NOTE: The patch only adds the top blocks specified earlier for a local database environment. Other code in the notebook may need to be edited (such as product names and extents) in order for the notebook to run to completion in Colab.
This environment is for installing ODC with a remote database.
The following block downloads the Python module, sets an environment variable to allow remote connections, and initializes the ODC environment with CEOS ODC utilities included:
Substitutions:
hostname
: the hostname of the target database.username
: the username of the target database.password
: Optional; the password for the connecting username (default: None).dbname
: Optional; the database name to connect to (default: datacube).port
: Optional; the port number to connect to (default: 5432).

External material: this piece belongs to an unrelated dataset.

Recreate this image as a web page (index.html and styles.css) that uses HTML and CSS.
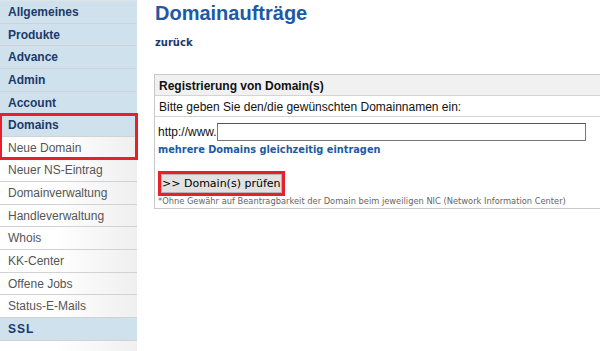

!wget -nc https://raw.githubusercontent.com/ceos-seo/odc-colab/master/odc_colab.py
from odc_colab import build_datacube_db_url, odc_colab_init
odc_colab_init(install_postgresql=False, use_defaults=False,
DATACUBE_DB_URL=build_datacube_db_url(<hostname>, <username>, password=<password>,
dbname=<dbname>, port=<port>)
Info for developers working on this repository:
Example notebooks are included in the repository to showcase usage in Colab. These notebooks are populated using a script which pulls the latest DCAL notebooks from the ceos-seo notebooks project on GitHub.
The script scripts/update_notebooks
requires git>=2.25
to run.
It uses the patch file mentioned above and replaces other items in a notebook in order for it to run to completion. It also removes the DCAL notebooks unable to run to completion. This script will need to be run whenever the diff is updated or changes are made to the script itself.